Our bodies give us clues all the time. They tell us how we are feeling and what we need. I was paying attention to my body in ways I hadn’t before—to the energy coursing through her and the emotions that were vibrating beneath the surface. During this time, a key thought kept emerging, “Rozella, you are not living out your values and your body is suffering from this dissonance.”
I knew that it was time to make a change. Was the work that I was doing inherently bad or wrong? No. But the work didn’t reflect my identity or my values. When we become comfortable in our bodies, we begin to make decisions that honor who we are and what we value. We begin to live our values out loud, and that’s when we see love in action.
But love is really more of an interactive process. It’s about what we do, not just what we feel. It’s a verb, not a noun.
Do you remember the first time that love shifted in your life from being a noun to a verb? When love shifted from being merely a feeling to impassioned action that required intentional work and commitment? Do you remember when love became something that you’d fight to keep rather than a fleeting desire? Every revolutionary relationship represents this type of love—love as an interactive process. I have deep and abiding feelings of respect and compassion for the people in my life, but our relationships go beyond feelings. They move to a place deep within that is reflective of the love that God models for us in the incarnation. They represent a certain “withness,” the constant presence of a person who has committed to me and our relationship.
Revolutionary relationships lead me to action. I must nurture these relationships and the people I love. I can’t be selfish because these relationships continually pull me out of myself and into the world.
When we embody the love that Jesus modeled, we can’t help but care for those on the margins. We must speak up and speak out against systems and institutions that oppress others. In the embodiment of this love, we recognize that our wellness is directly tied to the wellness of each member of humanity. When one is sick, we all are sick. When one suffers, we all suffer. When one is well, we all are well.
When we embody the love that Jesus modeled, we can’t help but care for those on the margins.
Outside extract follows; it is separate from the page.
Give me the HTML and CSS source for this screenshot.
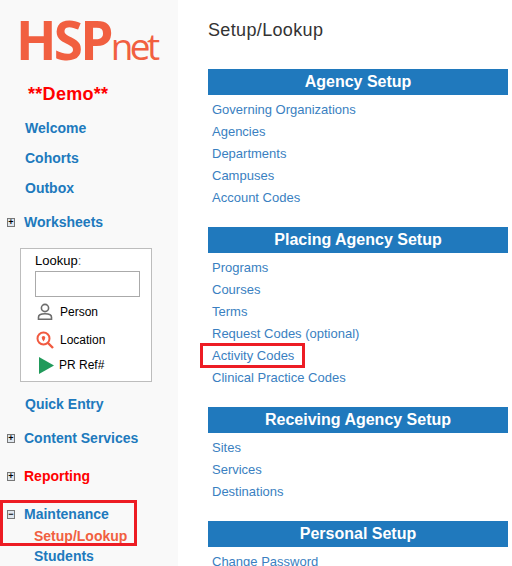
FILE: index.html
```html
<!DOCTYPE html>
<html lang="en">
  <head>
    <meta charset="UTF-8" />
    <title>Setup/Lookup</title>
    <link rel="stylesheet" href="styles.css">
  </head>
  <body>
    <div class="page">
      <div class="sidebar">
        <div class="logo"><span class="logo-hsp">HSP</span><span class="logo-net">net</span></div>
        <div class="demo">**Demo**</div>
        <a class="nav plain">Welcome</a>
        <a class="nav plain">Cohorts</a>
        <a class="nav plain">Outbox</a>
        <div class="nav tree worksheets"><span class="toggle">+</span>Worksheets</div>
        <div class="lookup">
          <div class="lookup-label">Lookup<span class="colon">:</span></div>
          <input class="lookup-input" type="text" />
          <div class="lookup-row person">
            <svg width="18" height="18" viewBox="0 0 18 18" fill="none" stroke="#6d6d6d" stroke-width="1.6">
              <circle cx="9" cy="5" r="3.6" />
              <path d="M2.5 16.2v-2c0-2 2-3.4 6.5-3.4s6.500 1.400 6.500 3.400v2z" />
            </svg>
            <span>Person</span>
          </div>
          <div class="lookup-row location">
            <svg width="18" height="18" viewBox="0 0 18 18" fill="none" stroke="#f15a40" stroke-width="2">
              <circle cx="7.500" cy="7.500" r="6" />
              <path d="M12 12l5 5" stroke-width="2.400" />
              <circle cx="7.500" cy="6.800" r="1.800" fill="#f15a40" stroke="none" />
              <path d="M5.900 7.800L7.500 10.500L9.100 7.800z" fill="#f15a40" stroke="none" />
            </svg>
            <span>Location</span>
          </div>
          <div class="lookup-row ref">
            <svg width="15" height="17" viewBox="0 0 15 17"><path d="M0 0L15 8.500L0 17z" fill="#219a5b" /></svg>
            <span>PR Ref#</span>
          </div>
        </div>
        <a class="nav plain quick">Quick Entry</a>
        <div class="nav tree content-services"><span class="toggle">+</span>Content Services</div>
        <div class="nav tree reporting"><span class="toggle">+</span>Reporting</div>
        <div class="marked-nav">
          <div class="nav tree maintenance"><span class="toggle">−</span>Maintenance</div>
          <a class="subnav current">Setup/Lookup</a>
        </div>
        <a class="subnav">Students</a>
      </div>
      <div class="main">
        <h1 class="title">Setup/Lookup</h1>

        <div class="section">
          <div class="section-head">Agency Setup</div>
          <a class="item">Governing Organizations</a>
          <a class="item">Agencies</a>
          <a class="item">Departments</a>
          <a class="item">Campuses</a>
          <a class="item">Account Codes</a>
        </div>

        <div class="section">
          <div class="section-head">Placing Agency Setup</div>
          <a class="item">Programs</a>
          <a class="item">Courses</a>
          <a class="item">Terms</a>
          <a class="item">Request Codes (optional)</a>
          <a class="item"><span class="marked-item">Activity Codes</span></a>
          <a class="item">Clinical Practice Codes</a>
        </div>

        <div class="section">
          <div class="section-head">Receiving Agency Setup</div>
          <a class="item">Sites</a>
          <a class="item">Services</a>
          <a class="item">Destinations</a>
        </div>

        <div class="section">
          <div class="section-head">Personal Setup</div>
          <a class="item">Change Password</a>
        </div>
      </div>
    </div>
  </body>
</html>
```

FILE: styles.css
```css
html, body {
  margin: 0;
  padding: 0;
  height: 566px;
  overflow: hidden;
  background-color: #ffffff;
  font-family: "Liberation Sans", Arial, sans-serif;
}

.page {
  display: flex;
  height: 566px;
  overflow: hidden;
}

/* left menu */
.sidebar {
  width: 178px;
  flex-shrink: 0;
  background-color: #f9f9f9;
  box-sizing: border-box;
  padding-top: 15px;
}

.logo {
  height: 50px;
  padding-left: 16px;
  line-height: 50px;
  color: #f15f40;
  white-space: nowrap;
}

.logo-hsp {
  font-family: "Open Sans", sans-serif;
  font-weight: 700;
  font-size: 53px;
  letter-spacing: -2.8px;
}

.logo-net {
  font-family: "Open Sans", sans-serif;
  font-size: 37px;
  letter-spacing: -3.5px;
  margin-left: 0;
}

.demo {
  color: #ff0000;
  font-size: 18px;
  font-weight: bold;
  line-height: 22px;
  letter-spacing: 0.3px;
  margin: 18px 0 0 28px;
}

.nav {
  display: block;
  color: #2079bd;
  font-size: 14px;
  font-weight: bold;
  line-height: 18px;
}

.plain {
  padding-left: 25px;
  margin-bottom: 12px;
}

.sidebar .demo + .plain {
  margin-top: 14px;
}

.tree {
  display: flex;
  align-items: center;
}

.toggle {
  width: 6px;
  height: 7px;
  margin: 0 9px 0 7px;
  border: 1px solid #777;
  background-color: #dfe6ee;
  color: #000;
  font-size: 9px;
  font-weight: bold;
  line-height: 7px;
  text-align: center;
}

.worksheets {
  margin-top: 16px;
}

.lookup {
  width: 132px;
  height: 134px;
  margin: 17px 0 0 20px;
  border: 1px solid #bdbdbd;
  background-color: #ffffff;
  box-sizing: border-box;
  padding: 4px 0 0 14px;
  font-size: 12px;
  color: #000;
}

.lookup-label {
  font-size: 13px;
  line-height: 15px;
}

.colon {
  color: #777;
}

.lookup-input {
  display: block;
  width: 105px;
  height: 26px;
  margin: 3px 0 0;
  padding: 0;
  box-sizing: border-box;
  border: 1px solid #aaaaaa;
  background-color: #ffffff;
}

.lookup-row {
  display: flex;
  align-items: center;
  height: 18px;
}

.lookup-row svg {
  flex-shrink: 0;
  margin-left: 1px;
}

.lookup-row span {
  margin-left: 6px;
}

.person {
  margin-top: 6px;
}

.location {
  margin-top: 10px;
}

.ref {
  margin-top: 7px;
}

.ref svg {
  margin-left: 4px;
}

.ref span {
  margin-left: 5px;
}

.quick {
  margin-top: 13px;
  margin-bottom: 0;
}

.content-services {
  margin-top: 16px;
}

.reporting {
  margin-top: 20px;
  color: #ff0000;
}

.marked-nav {
  width: 137px;
  height: 46px;
  margin-top: 15px;
  box-sizing: border-box;
  padding-top: 5px;
  outline: 3px solid #ed1c24;
  outline-offset: -3px;
}

.subnav {
  display: block;
  padding-left: 34px;
  color: #2079bd;
  font-size: 14px;
  font-weight: bold;
  line-height: 18px;
}

.current {
  color: #f15f40;
  margin-top: 4px;
}

.marked-nav + .subnav {
  margin-top: 1px;
}

/* main column */
.main {
  width: 300px;
  margin-left: 30px;
}

.title {
  margin: 19px 0 0;
  color: #333333;
  font-size: 18px;
  font-weight: normal;
  line-height: 22px;
  letter-spacing: 0.35px;
}

.section {
  margin-bottom: 18px;
}

.title + .section {
  margin-top: 28px;
}

.section-head {
  height: 26px;
  margin-bottom: 4px;
  background-color: #2079bd;
  color: #ffffff;
  font-size: 16px;
  font-weight: bold;
  line-height: 26px;
  text-align: center;
}

.item {
  display: block;
  padding-left: 4px;
  color: #3a7fc1;
  font-size: 13px;
  line-height: 22px;
}

.marked-item {
  display: inline-block;
  box-sizing: border-box;
  width: 97px;
  padding-left: 8px;
  margin-left: -8px;
  line-height: 17px;
  outline: 3px solid #ed1c24;
  outline-offset: 1px;
}
```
This way of being challenges so many beliefs and ideas about how we should interact. This new world order moves us from being people who act upon others to being people who love one another, live with each other, and recognize our interconnectedness. When I love big, I recognize that the wellness I seek lies in how I love myself and how I love others. It lies in the wholeness of the community. It lies in the justice found when I take up the concerns and struggles of my neighbors. It lies in the original goodness that is reclaimed when we recognize ourselves and others as made in the Divine’s image.
To love big is to recognize the inherent worth of everyone and to realize that the most important work to be done is the work of relationship. This leads to a fundamental shift in worldview so that all experience liberation today, here and now.
When we love big, we reflect the Divine Lover in our acts of creativity, in our work of liberation, and in how we sustain the very creation that God crafted. We love big when we fall in love with ourselves, rouse our minds, repair our hearts, reform our bodies, and restore our hearts. We love big when we engage in revolutionary relationships and seek holistic healing, as individuals and as a community. To love big is to remember the beginning of our story, a story that reflects a God in revolutionary relationship, forming creation to experience and reciprocate love that leads to restoration, healing, and wholeness.
Rozella Haydée White is the author of Love Big: The Power of Revolutionary Relationships to Heal the World, from which this article is excerpted. She is a public theologian, spiritual life coach, leadership consultant, inspirational speaker and writer focused on nurturing life-giving love in this world. Rozella lives in Houston, Texas. Connect with her on Facebook , Twitter or Instagram. Excerpted from Love Big: The Power of Revolutionary Relationships to Heal the World by Rozella Haydée White. Copyright © 2019 Fortress Press, an imprint of 1517 Media. Used by permission.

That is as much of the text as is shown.